▶ **Supplied data**

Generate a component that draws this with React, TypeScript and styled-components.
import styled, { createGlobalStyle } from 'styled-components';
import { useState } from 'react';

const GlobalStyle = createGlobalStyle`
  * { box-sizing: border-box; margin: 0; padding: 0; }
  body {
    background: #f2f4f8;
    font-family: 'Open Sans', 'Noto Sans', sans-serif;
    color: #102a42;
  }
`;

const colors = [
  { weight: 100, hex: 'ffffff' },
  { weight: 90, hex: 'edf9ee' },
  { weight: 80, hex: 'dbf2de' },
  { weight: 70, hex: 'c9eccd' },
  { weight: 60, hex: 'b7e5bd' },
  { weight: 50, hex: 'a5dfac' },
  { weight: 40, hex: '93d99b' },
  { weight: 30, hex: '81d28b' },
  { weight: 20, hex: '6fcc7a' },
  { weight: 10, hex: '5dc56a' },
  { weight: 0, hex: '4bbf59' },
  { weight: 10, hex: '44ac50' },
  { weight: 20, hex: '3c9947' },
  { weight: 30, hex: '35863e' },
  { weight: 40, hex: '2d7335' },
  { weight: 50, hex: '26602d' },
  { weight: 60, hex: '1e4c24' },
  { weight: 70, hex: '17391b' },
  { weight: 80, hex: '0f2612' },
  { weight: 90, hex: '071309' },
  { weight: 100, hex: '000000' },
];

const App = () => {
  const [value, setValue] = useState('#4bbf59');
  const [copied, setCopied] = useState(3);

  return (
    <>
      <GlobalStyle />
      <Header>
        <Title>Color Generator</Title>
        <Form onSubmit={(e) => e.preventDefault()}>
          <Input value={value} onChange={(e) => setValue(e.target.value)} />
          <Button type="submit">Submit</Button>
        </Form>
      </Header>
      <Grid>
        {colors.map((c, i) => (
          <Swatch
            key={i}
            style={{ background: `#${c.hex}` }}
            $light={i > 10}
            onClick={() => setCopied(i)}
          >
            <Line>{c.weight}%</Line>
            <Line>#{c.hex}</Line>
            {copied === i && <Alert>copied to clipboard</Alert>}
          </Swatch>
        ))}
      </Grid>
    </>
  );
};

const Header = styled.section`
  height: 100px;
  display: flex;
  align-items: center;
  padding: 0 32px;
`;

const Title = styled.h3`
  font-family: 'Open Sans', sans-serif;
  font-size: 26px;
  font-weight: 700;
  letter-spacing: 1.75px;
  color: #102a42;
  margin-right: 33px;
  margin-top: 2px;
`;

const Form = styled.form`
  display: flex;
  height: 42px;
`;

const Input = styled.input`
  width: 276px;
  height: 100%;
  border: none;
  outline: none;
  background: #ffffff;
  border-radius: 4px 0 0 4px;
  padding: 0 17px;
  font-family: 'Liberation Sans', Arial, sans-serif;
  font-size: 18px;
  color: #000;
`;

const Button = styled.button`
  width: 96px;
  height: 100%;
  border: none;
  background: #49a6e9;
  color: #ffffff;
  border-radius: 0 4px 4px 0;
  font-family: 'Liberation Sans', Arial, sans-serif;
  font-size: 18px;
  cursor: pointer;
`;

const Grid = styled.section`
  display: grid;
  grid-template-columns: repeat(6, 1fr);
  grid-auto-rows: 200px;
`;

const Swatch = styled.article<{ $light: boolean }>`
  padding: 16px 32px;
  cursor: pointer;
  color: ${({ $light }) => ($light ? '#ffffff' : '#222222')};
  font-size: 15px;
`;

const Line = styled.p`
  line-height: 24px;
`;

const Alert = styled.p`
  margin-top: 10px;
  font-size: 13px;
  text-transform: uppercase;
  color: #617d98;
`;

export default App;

▶ **Your task**
Using the data above, restate word for word the lines from its opening line through the line that contains "const [copied, setCopied] = useState(3);", and no more.

▶ **Answer to this problem**
Generate a component that draws this with React, TypeScript and styled-components.
import styled, { createGlobalStyle } from 'styled-components';
import { useState } from 'react';

const GlobalStyle = createGlobalStyle`
  * { box-sizing: border-box; margin: 0; padding: 0; }
  body {
    background: #f2f4f8;
    font-family: 'Open Sans', 'Noto Sans', sans-serif;
    color: #102a42;
  }
`;

const colors = [
  { weight: 100, hex: 'ffffff' },
  { weight: 90, hex: 'edf9ee' },
  { weight: 80, hex: 'dbf2de' },
  { weight: 70, hex: 'c9eccd' },
  { weight: 60, hex: 'b7e5bd' },
  { weight: 50, hex: 'a5dfac' },
  { weight: 40, hex: '93d99b' },
  { weight: 30, hex: '81d28b' },
  { weight: 20, hex: '6fcc7a' },
  { weight: 10, hex: '5dc56a' },
  { weight: 0, hex: '4bbf59' },
  { weight: 10, hex: '44ac50' },
  { weight: 20, hex: '3c9947' },
  { weight: 30, hex: '35863e' },
  { weight: 40, hex: '2d7335' },
  { weight: 50, hex: '26602d' },
  { weight: 60, hex: '1e4c24' },
  { weight: 70, hex: '17391b' },
  { weight: 80, hex: '0f2612' },
  { weight: 90, hex: '071309' },
  { weight: 100, hex: '000000' },
];

const App = () => {
  const [value, setValue] = useState('#4bbf59');
  const [copied, setCopied] = useState(3);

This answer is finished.